Before the practical advice and networking began, the group heard from keynote speaker Robert Weisbuch, president of the Woodrow Wilson National Fellowship Foundation, an independent, nonprofit educational organization in Princeton, N.J.

"Now I'm going to give you hell," Weisbuch said.

He urged the group to think beyond the tenure track, because limiting their job search to the tenure track is not only impractical, it's also shortsighted.

"There are no alternative careers. There are only careers," he said.

He urged scholars in the humanities not just to dedicate themselves to the inner life of discovery but also to the general good.

"Apply the gains of learning to the growing good of the world," he said.

Too often, those in the humanities complain that the world has turned its back on them, he said. But the problem is that too often academics become part of "a small, select family closed off from outside influences."

"The world did not reject the liberal arts. In important ways, the liberal arts rejected the world," he said.
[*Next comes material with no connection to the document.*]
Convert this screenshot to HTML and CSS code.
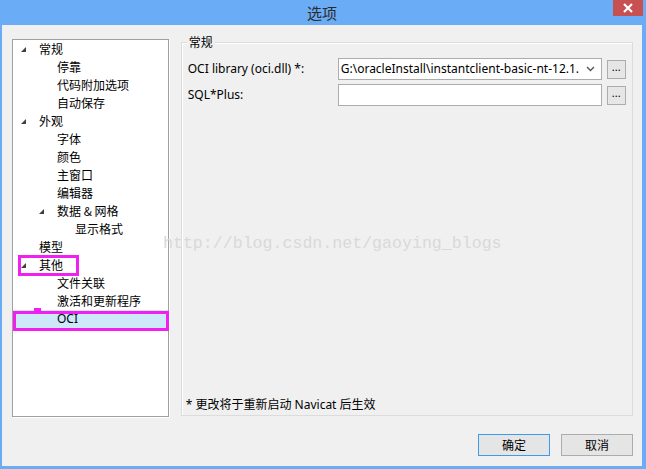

Panelists in the afternoon sessions were very much in the world: Audience members chose between sessions on government work, consulting, working in nonprofits and publishing and journalism. They heard from an archaeologist working for the state Department of Transportation, a writer for the New Times newspaper in Miami, a museum director and a human resources consultant, among others.

One session also focused on faculty life, and included professors from Duke, Meredith College and Durham Technical Community College.

Wendy Kim, a first-year student in religious studies at UNC, said she already knows she doesn't want to stay in academia. Though her subject might seem esoteric, she said after Sept. 11 it's clear that religion is entwined with politics, international relations, and other real-world subjects. But she said that attitude isn't the norm in academia.

"There's not a lot of support out there for people like me," she said. "You have to be careful who you're honest with."